» **What you are asked to do**
Wherever the word "styles" appears in the entries, copy the whole line.

» **Extracted entries**
=-=-=
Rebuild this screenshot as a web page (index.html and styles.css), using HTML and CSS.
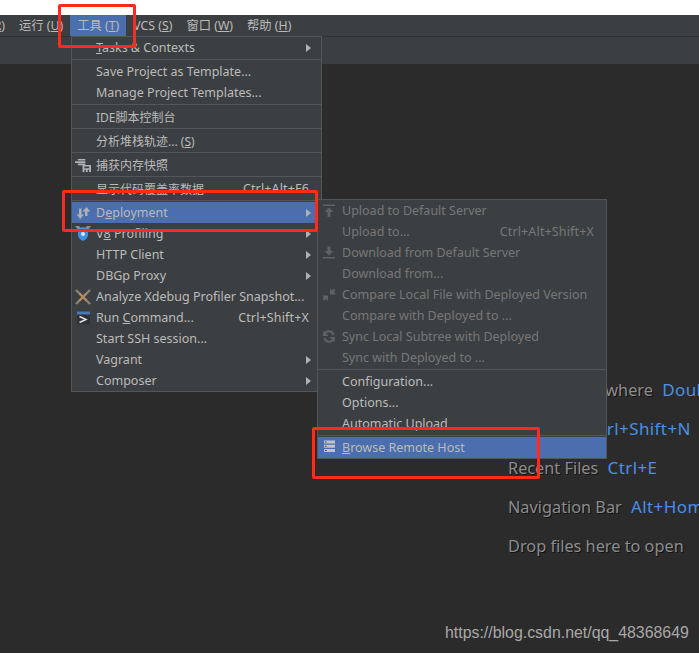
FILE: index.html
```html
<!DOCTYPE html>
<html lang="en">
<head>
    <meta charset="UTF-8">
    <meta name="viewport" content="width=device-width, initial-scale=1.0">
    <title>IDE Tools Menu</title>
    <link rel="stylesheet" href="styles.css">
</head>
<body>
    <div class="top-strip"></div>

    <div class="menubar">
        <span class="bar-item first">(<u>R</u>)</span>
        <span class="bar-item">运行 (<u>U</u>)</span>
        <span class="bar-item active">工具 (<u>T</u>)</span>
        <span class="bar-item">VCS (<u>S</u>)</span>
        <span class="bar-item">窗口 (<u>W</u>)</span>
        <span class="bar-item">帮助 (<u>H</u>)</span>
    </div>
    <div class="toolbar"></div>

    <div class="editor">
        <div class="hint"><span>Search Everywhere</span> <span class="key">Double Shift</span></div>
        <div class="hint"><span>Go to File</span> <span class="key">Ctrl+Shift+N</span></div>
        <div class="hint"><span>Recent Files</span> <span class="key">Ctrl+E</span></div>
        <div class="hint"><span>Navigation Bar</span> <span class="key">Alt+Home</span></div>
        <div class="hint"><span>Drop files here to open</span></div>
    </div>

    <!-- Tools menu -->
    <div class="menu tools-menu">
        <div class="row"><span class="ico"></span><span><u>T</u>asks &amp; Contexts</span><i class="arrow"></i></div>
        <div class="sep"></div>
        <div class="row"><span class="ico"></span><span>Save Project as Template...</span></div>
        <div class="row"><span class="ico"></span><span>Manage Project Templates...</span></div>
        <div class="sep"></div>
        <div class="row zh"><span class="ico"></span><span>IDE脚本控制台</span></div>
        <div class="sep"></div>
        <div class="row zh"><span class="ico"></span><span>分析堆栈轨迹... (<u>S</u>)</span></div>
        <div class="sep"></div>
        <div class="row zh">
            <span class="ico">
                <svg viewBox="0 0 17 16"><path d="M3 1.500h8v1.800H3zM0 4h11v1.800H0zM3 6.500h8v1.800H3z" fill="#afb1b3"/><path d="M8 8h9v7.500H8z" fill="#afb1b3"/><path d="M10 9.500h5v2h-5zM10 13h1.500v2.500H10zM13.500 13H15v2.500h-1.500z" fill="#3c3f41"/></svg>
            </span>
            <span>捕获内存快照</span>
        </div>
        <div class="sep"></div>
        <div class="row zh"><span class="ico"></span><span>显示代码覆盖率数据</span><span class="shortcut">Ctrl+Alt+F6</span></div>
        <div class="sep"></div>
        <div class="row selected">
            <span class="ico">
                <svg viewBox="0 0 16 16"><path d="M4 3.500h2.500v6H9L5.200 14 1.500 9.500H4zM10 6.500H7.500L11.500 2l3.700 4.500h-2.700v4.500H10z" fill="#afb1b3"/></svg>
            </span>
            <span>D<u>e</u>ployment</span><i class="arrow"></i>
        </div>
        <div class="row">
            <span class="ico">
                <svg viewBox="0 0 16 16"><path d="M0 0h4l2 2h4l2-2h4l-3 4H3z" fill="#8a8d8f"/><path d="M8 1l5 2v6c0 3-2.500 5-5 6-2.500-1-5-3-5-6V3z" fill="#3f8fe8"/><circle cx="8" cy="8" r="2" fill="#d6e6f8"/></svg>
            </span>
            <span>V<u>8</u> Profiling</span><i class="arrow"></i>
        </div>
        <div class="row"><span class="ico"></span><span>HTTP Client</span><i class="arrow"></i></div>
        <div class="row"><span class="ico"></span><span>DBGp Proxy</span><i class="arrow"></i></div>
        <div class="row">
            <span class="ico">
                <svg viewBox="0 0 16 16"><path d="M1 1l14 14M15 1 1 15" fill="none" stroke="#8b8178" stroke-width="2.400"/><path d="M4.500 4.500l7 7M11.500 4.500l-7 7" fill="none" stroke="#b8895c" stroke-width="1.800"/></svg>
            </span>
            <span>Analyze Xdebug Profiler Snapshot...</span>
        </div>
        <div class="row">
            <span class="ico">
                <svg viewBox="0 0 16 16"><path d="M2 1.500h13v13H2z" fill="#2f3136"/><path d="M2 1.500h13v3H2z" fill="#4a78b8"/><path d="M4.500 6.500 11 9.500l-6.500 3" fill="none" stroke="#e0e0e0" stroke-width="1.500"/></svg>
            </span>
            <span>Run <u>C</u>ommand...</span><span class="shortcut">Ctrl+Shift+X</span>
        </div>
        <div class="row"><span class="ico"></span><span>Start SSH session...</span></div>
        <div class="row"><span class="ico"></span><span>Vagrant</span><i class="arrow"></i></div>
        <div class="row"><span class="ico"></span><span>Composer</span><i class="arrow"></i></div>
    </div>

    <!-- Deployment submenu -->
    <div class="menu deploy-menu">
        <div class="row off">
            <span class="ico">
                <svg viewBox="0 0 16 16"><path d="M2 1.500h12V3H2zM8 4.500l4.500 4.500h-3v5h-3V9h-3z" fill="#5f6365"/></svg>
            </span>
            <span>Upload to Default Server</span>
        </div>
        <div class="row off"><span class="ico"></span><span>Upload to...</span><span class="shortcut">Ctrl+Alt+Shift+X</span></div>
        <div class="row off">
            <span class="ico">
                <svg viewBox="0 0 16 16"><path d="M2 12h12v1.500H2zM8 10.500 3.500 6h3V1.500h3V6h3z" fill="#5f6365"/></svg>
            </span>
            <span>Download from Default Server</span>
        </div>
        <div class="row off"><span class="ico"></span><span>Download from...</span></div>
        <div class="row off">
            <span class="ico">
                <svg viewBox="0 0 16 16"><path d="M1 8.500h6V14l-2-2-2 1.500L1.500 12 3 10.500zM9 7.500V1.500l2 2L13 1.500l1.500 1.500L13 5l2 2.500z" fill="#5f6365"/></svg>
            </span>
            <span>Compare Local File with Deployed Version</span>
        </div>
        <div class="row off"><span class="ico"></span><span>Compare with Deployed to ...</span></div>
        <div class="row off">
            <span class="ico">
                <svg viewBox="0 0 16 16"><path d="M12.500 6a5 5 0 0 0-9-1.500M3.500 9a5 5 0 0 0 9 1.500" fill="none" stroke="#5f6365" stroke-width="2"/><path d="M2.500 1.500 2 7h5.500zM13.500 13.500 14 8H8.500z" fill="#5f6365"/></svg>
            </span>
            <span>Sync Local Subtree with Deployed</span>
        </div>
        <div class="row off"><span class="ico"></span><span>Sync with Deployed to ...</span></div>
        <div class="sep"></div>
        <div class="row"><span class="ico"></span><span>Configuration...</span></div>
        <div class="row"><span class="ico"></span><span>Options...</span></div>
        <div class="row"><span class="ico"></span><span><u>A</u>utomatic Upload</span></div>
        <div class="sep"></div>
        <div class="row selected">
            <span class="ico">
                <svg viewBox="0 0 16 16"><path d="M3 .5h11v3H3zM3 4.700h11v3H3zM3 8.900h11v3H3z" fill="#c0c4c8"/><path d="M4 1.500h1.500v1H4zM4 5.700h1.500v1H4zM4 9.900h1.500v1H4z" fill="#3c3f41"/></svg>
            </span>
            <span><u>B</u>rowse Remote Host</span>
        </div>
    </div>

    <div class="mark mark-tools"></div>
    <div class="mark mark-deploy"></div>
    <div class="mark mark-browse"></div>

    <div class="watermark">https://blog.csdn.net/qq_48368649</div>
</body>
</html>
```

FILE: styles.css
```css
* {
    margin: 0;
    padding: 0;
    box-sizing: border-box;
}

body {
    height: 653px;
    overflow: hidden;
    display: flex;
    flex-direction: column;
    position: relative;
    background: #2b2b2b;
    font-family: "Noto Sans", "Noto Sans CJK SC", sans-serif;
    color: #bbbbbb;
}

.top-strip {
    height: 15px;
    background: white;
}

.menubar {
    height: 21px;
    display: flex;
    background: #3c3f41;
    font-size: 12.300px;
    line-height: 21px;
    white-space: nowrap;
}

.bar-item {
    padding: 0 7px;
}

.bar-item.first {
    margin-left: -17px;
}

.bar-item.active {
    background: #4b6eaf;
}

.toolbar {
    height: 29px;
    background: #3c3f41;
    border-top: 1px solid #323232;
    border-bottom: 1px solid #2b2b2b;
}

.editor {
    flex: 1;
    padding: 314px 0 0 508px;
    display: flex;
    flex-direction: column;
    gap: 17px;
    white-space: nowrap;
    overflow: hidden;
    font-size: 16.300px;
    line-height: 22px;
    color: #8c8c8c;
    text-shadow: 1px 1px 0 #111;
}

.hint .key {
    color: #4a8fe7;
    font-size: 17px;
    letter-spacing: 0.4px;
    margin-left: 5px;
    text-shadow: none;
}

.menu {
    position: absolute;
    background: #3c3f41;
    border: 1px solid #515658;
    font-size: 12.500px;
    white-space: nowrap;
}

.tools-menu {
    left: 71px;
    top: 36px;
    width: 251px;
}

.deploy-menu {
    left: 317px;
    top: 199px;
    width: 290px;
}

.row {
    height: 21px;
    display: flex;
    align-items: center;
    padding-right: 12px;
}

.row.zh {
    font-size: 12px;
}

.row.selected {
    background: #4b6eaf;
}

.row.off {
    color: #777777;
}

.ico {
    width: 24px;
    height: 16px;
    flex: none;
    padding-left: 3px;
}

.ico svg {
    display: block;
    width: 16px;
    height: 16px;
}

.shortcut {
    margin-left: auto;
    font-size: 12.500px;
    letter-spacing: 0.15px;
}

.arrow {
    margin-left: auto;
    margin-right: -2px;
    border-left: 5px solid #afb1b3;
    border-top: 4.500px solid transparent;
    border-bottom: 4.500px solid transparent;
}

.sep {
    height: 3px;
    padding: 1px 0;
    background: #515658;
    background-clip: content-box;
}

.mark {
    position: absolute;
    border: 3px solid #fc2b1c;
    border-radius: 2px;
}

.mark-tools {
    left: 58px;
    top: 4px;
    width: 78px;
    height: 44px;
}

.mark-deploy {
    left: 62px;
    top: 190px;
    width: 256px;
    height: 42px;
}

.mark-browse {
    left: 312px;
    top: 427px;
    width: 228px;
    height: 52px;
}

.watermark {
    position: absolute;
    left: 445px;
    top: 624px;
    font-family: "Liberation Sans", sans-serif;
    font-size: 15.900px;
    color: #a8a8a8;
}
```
=-=-=
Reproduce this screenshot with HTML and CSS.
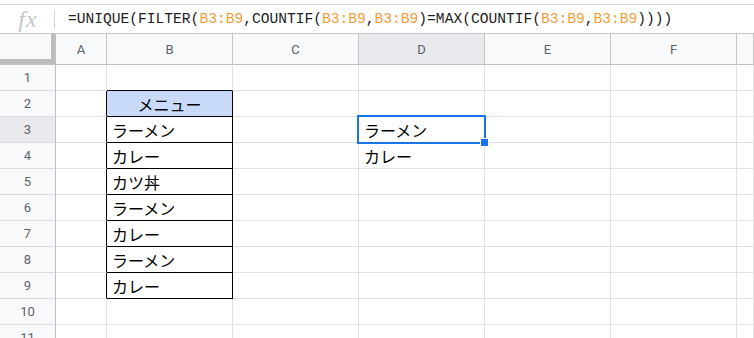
=-=-=
» **Answer to this task**
Rebuild this screenshot as a web page (index.html and styles.css), using HTML and CSS.
    <link rel="stylesheet" href="styles.css">
FILE: styles.css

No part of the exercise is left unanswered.